Thus we gathered last Friday night, in the waterside pavilion of the fish market at the Rialto, as usual, for the official thanking-of-many-brave-and-tireless collaborators, and for the drawing.
The prizes are pretty simple: Nine pairs of forcolas and nine pairs of oars, either pair suitable for rowing a Venetian mascareta. And two gleaming, brand-new mascaretas in the flesh.
One was financed by the Casino, a bittersweet reminder of the days not so long ago when the Casino had money to lavish on sponsorships all over the city, before their guy in the green eyeshade hit “total” and discovered they were 45 million euros ($52,356,493) in the red. And the other vessel was offered by the Assessorato al Turismo, or Tourism Department, similarly reduced, or so the reports have it, to eating shoe leather and tree bark to stay alive. I remember when there were three boats to be raffled off, but times are hard even in mascaretaland.
Here is how the event feels: I smile at an assortment of boating friends, (good); I feel the cold and damp seeping from the wet granite paving stones up through my shoes as the darkening air forms moisture everywhere around me (less good, but tolerable). And I metaphorically clamp an inverted facelock around the head of that inevitable craving that always lunges at me from when I see a boat that might, perhaps, in my dreams, be mine — that Christmas-morning suspense, but without any of the pleasure of knowing you’ll actually get to open the presents (not good at all.)
So we walked around the boats, like everybody else was doing. We stood and listened to the various pronouncements made by Lalo Rosa Salva, chief organizer and tutelary deity of the Vogalonga. We watched the winners walking away with their prizes. I stifled my urge to wail.
And then there was the buffet. No event can ever be said to have occurred in life here if food is not in some way attached to it. Attached at the end of said event, naturally, otherwise people would just skip it and head directly to the noshfest, however modest it might be.
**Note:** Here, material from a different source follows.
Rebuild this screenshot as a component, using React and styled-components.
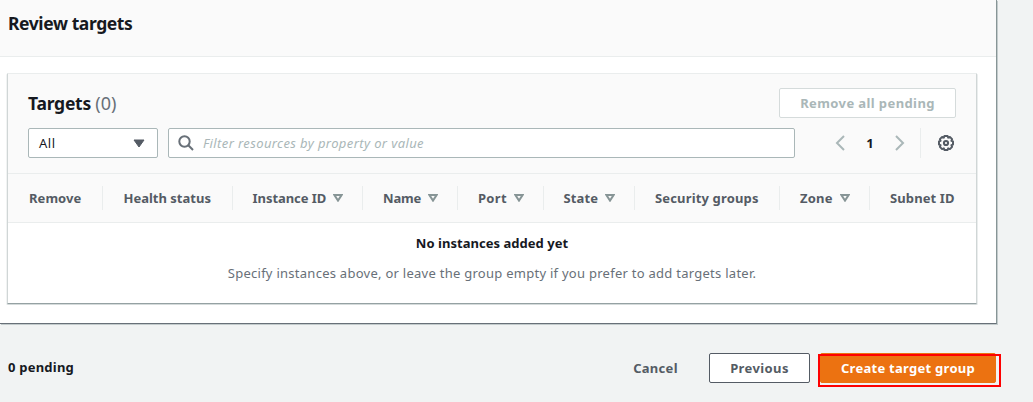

Because the Rosa Salva family runs one of the city’s oldest and best-known pastry-making and catering operations, there were sandwiches and cookies and wine and sodas and water galore.
I remember when the buffet was somewhat more sumptuous — not that I’m complaining. But let the record show that I remember a generous assortment of sandwiches, and tiny finger-pizzas, and pastries as well as cookies, and also fruit. Those were buffets that had a certain allure, as attested by the variety of matrons who, in their instinctive, ruthless way, would appear from nowhere and always get to the table first, claiming their spot with more conviction than Columbus claiming North America, and not budging.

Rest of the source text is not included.